GIVEN MATERIAL:
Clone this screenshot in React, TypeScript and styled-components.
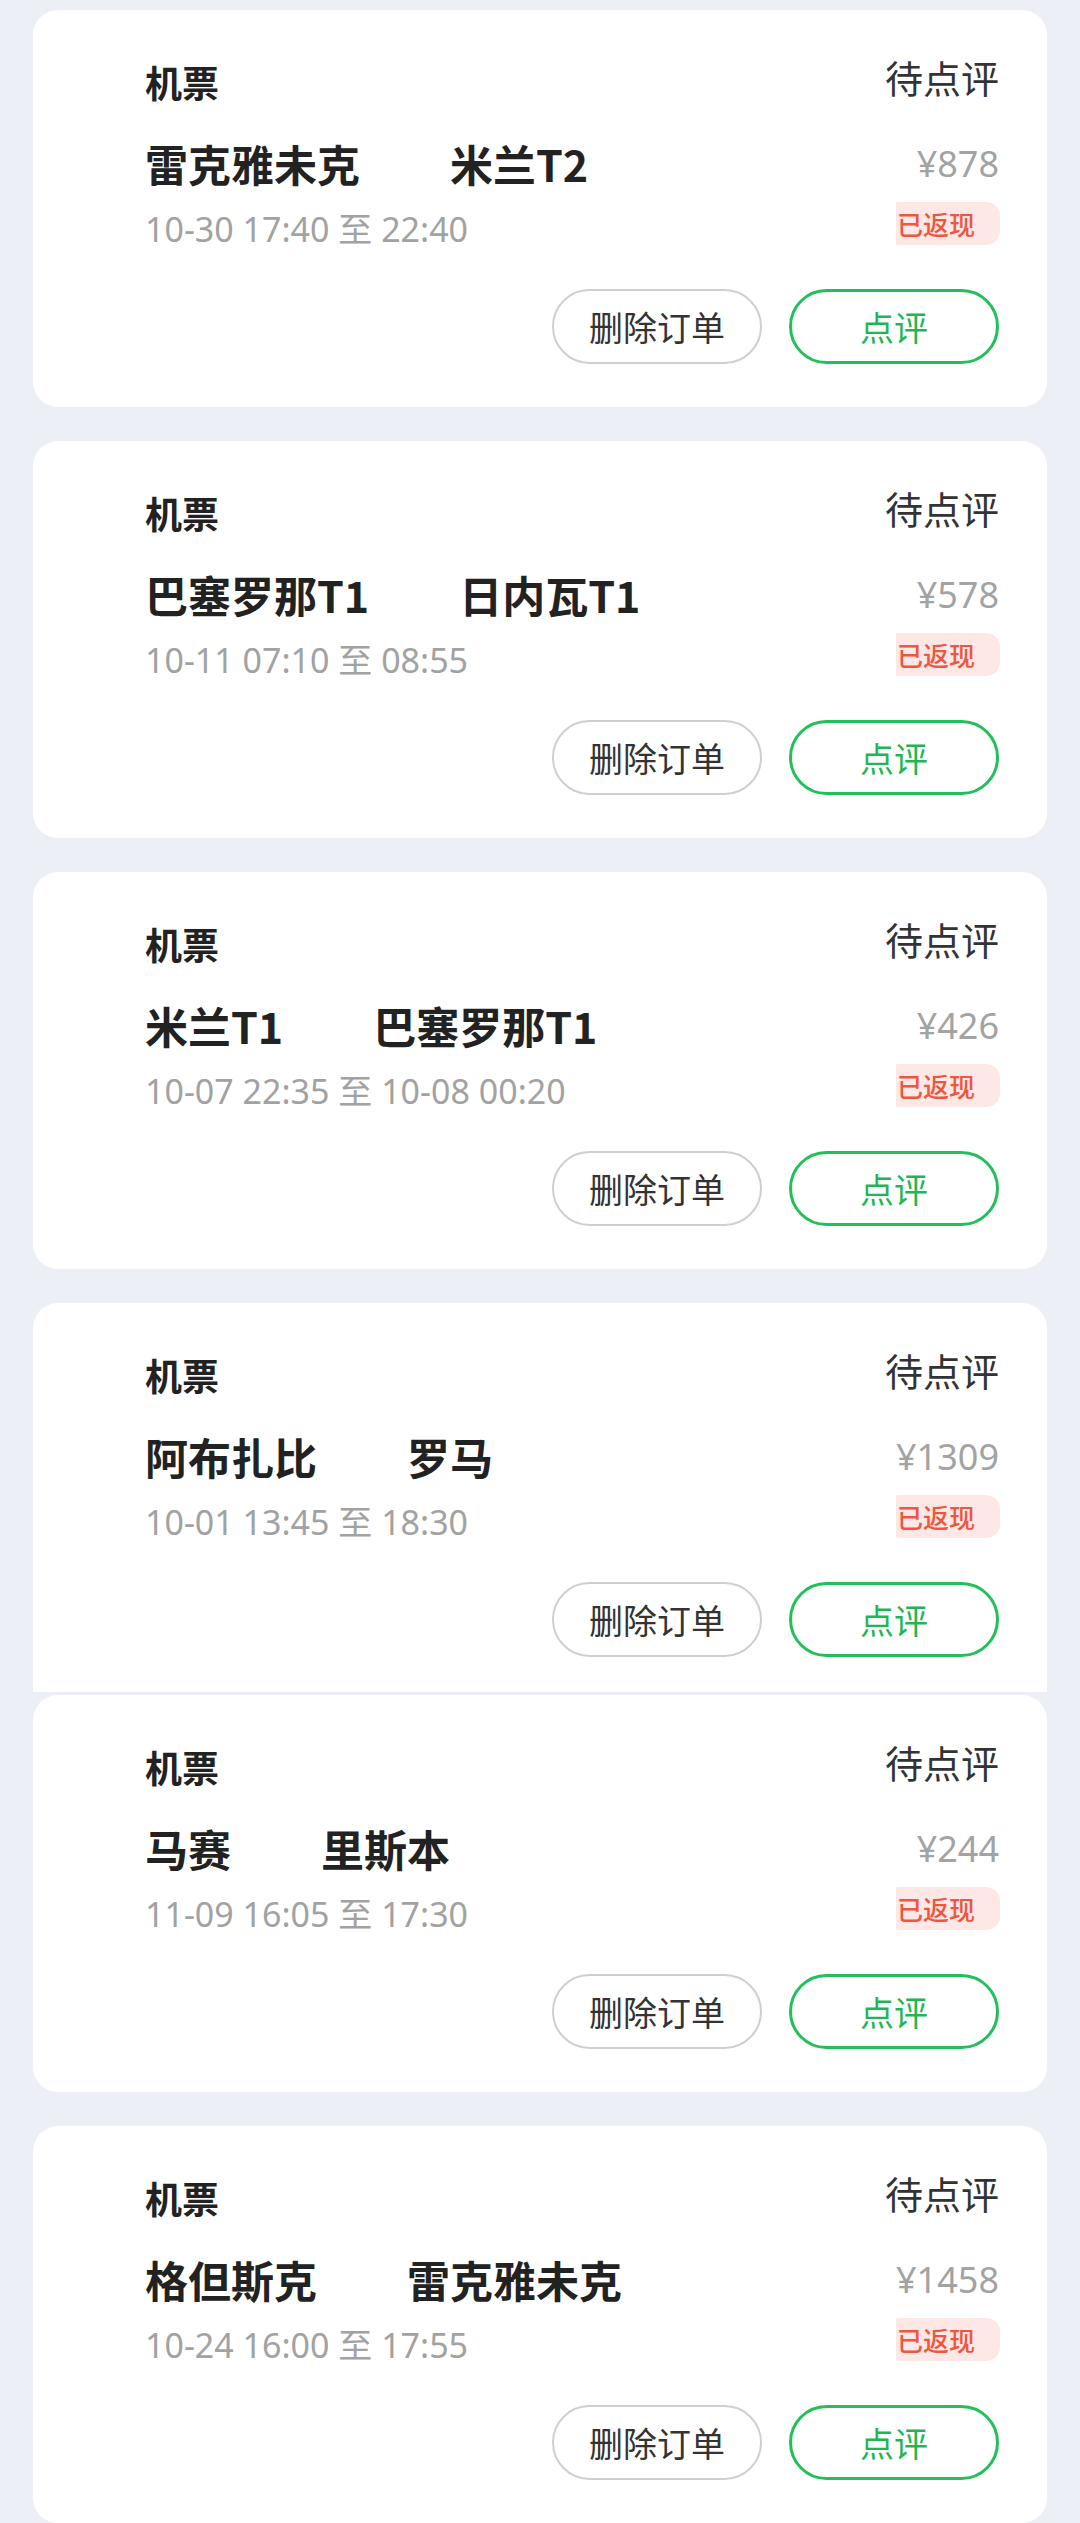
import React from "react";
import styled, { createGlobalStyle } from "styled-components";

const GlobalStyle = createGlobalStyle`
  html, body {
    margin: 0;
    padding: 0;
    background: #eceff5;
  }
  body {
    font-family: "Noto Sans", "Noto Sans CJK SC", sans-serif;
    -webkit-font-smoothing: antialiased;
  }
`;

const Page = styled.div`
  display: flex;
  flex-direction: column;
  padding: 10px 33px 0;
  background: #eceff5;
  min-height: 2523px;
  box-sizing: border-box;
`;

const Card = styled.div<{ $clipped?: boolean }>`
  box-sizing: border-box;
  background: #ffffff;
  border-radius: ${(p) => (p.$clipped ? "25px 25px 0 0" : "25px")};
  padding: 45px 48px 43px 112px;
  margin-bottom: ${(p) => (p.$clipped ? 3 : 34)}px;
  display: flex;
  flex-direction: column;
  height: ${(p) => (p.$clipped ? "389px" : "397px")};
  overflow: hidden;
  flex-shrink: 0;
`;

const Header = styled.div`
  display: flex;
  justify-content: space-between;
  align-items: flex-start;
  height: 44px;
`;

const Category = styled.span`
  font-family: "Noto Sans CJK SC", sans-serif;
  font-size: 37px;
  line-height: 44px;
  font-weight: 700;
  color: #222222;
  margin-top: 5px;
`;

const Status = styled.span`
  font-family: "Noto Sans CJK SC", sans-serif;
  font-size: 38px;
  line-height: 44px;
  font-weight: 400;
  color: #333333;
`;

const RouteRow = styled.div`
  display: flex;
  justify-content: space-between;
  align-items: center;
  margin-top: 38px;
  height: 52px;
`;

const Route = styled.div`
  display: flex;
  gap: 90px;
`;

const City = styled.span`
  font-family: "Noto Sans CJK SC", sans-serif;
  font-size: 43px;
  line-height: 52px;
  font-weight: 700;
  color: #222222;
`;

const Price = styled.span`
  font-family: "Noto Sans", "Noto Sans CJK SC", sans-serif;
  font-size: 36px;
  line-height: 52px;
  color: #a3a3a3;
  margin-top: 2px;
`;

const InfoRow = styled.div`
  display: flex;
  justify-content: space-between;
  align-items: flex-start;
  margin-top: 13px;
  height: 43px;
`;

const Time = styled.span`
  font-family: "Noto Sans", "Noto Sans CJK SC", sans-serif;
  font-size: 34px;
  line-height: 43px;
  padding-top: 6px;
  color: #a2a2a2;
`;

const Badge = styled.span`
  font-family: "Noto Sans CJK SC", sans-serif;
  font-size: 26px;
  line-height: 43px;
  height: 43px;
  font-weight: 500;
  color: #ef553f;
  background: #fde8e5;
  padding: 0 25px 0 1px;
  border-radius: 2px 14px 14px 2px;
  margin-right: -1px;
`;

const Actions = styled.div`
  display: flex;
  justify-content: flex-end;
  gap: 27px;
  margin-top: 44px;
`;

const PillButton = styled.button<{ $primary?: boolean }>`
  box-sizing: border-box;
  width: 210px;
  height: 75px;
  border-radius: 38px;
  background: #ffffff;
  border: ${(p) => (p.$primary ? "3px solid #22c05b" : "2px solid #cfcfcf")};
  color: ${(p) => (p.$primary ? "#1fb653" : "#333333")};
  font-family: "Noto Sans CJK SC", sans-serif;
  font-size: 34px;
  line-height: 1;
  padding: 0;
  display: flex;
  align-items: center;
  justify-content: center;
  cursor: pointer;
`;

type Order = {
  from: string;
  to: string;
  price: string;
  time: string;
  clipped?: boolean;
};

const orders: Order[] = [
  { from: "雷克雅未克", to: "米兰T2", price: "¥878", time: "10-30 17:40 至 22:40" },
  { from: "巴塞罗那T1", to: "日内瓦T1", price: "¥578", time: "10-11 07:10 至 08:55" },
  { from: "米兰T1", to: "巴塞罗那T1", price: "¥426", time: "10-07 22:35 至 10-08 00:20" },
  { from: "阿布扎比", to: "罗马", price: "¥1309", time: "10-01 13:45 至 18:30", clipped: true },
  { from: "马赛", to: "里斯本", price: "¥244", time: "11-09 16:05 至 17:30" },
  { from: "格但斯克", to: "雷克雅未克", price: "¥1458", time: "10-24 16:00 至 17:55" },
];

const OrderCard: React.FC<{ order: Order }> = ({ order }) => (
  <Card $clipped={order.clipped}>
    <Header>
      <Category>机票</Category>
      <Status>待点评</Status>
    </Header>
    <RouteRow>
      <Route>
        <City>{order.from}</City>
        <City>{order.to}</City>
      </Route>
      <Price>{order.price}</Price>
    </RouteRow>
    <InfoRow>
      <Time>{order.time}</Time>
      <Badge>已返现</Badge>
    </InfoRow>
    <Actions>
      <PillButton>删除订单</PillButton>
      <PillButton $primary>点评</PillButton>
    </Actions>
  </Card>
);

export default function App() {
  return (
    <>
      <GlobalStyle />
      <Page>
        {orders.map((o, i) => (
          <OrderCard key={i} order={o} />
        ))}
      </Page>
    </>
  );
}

WORK INSTRUCTIONS:
All of the data above should be quoted exactly, except for the pictures.

COMPLETED EXERCISE:
Clone this screenshot in React, TypeScript and styled-components.
import React from "react";
import styled, { createGlobalStyle } from "styled-components";

const GlobalStyle = createGlobalStyle`
  html, body {
    margin: 0;
    padding: 0;
    background: #eceff5;
  }
  body {
    font-family: "Noto Sans", "Noto Sans CJK SC", sans-serif;
    -webkit-font-smoothing: antialiased;
  }
`;

const Page = styled.div`
  display: flex;
  flex-direction: column;
  padding: 10px 33px 0;
  background: #eceff5;
  min-height: 2523px;
  box-sizing: border-box;
`;

const Card = styled.div<{ $clipped?: boolean }>`
  box-sizing: border-box;
  background: #ffffff;
  border-radius: ${(p) => (p.$clipped ? "25px 25px 0 0" : "25px")};
  padding: 45px 48px 43px 112px;
  margin-bottom: ${(p) => (p.$clipped ? 3 : 34)}px;
  display: flex;
  flex-direction: column;
  height: ${(p) => (p.$clipped ? "389px" : "397px")};
  overflow: hidden;
  flex-shrink: 0;
`;

const Header = styled.div`
  display: flex;
  justify-content: space-between;
  align-items: flex-start;
  height: 44px;
`;

const Category = styled.span`
  font-family: "Noto Sans CJK SC", sans-serif;
  font-size: 37px;
  line-height: 44px;
  font-weight: 700;
  color: #222222;
  margin-top: 5px;
`;

const Status = styled.span`
  font-family: "Noto Sans CJK SC", sans-serif;
  font-size: 38px;
  line-height: 44px;
  font-weight: 400;
  color: #333333;
`;

const RouteRow = styled.div`
  display: flex;
  justify-content: space-between;
  align-items: center;
  margin-top: 38px;
  height: 52px;
`;

const Route = styled.div`
  display: flex;
  gap: 90px;
`;

const City = styled.span`
  font-family: "Noto Sans CJK SC", sans-serif;
  font-size: 43px;
  line-height: 52px;
  font-weight: 700;
  color: #222222;
`;

const Price = styled.span`
  font-family: "Noto Sans", "Noto Sans CJK SC", sans-serif;
  font-size: 36px;
  line-height: 52px;
  color: #a3a3a3;
  margin-top: 2px;
`;

const InfoRow = styled.div`
  display: flex;
  justify-content: space-between;
  align-items: flex-start;
  margin-top: 13px;
  height: 43px;
`;

const Time = styled.span`
  font-family: "Noto Sans", "Noto Sans CJK SC", sans-serif;
  font-size: 34px;
  line-height: 43px;
  padding-top: 6px;
  color: #a2a2a2;
`;

const Badge = styled.span`
  font-family: "Noto Sans CJK SC", sans-serif;
  font-size: 26px;
  line-height: 43px;
  height: 43px;
  font-weight: 500;
  color: #ef553f;
  background: #fde8e5;
  padding: 0 25px 0 1px;
  border-radius: 2px 14px 14px 2px;
  margin-right: -1px;
`;

const Actions = styled.div`
  display: flex;
  justify-content: flex-end;
  gap: 27px;
  margin-top: 44px;
`;

const PillButton = styled.button<{ $primary?: boolean }>`
  box-sizing: border-box;
  width: 210px;
  height: 75px;
  border-radius: 38px;
  background: #ffffff;
  border: ${(p) => (p.$primary ? "3px solid #22c05b" : "2px solid #cfcfcf")};
  color: ${(p) => (p.$primary ? "#1fb653" : "#333333")};
  font-family: "Noto Sans CJK SC", sans-serif;
  font-size: 34px;
  line-height: 1;
  padding: 0;
  display: flex;
  align-items: center;
  justify-content: center;
  cursor: pointer;
`;

type Order = {
  from: string;
  to: string;
  price: string;
  time: string;
  clipped?: boolean;
};

const orders: Order[] = [
  { from: "雷克雅未克", to: "米兰T2", price: "¥878", time: "10-30 17:40 至 22:40" },
  { from: "巴塞罗那T1", to: "日内瓦T1", price: "¥578", time: "10-11 07:10 至 08:55" },
  { from: "米兰T1", to: "巴塞罗那T1", price: "¥426", time: "10-07 22:35 至 10-08 00:20" },
  { from: "阿布扎比", to: "罗马", price: "¥1309", time: "10-01 13:45 至 18:30", clipped: true },
  { from: "马赛", to: "里斯本", price: "¥244", time: "11-09 16:05 至 17:30" },
  { from: "格但斯克", to: "雷克雅未克", price: "¥1458", time: "10-24 16:00 至 17:55" },
];

const OrderCard: React.FC<{ order: Order }> = ({ order }) => (
  <Card $clipped={order.clipped}>
    <Header>
      <Category>机票</Category>
      <Status>待点评</Status>
    </Header>
    <RouteRow>
      <Route>
        <City>{order.from}</City>
        <City>{order.to}</City>
      </Route>
      <Price>{order.price}</Price>
    </RouteRow>
    <InfoRow>
      <Time>{order.time}</Time>
      <Badge>已返现</Badge>
    </InfoRow>
    <Actions>
      <PillButton>删除订单</PillButton>
      <PillButton $primary>点评</PillButton>
    </Actions>
  </Card>
);

export default function App() {
  return (
    <>
      <GlobalStyle />
      <Page>
        {orders.map((o, i) => (
          <OrderCard key={i} order={o} />
        ))}
      </Page>
    </>
  );
}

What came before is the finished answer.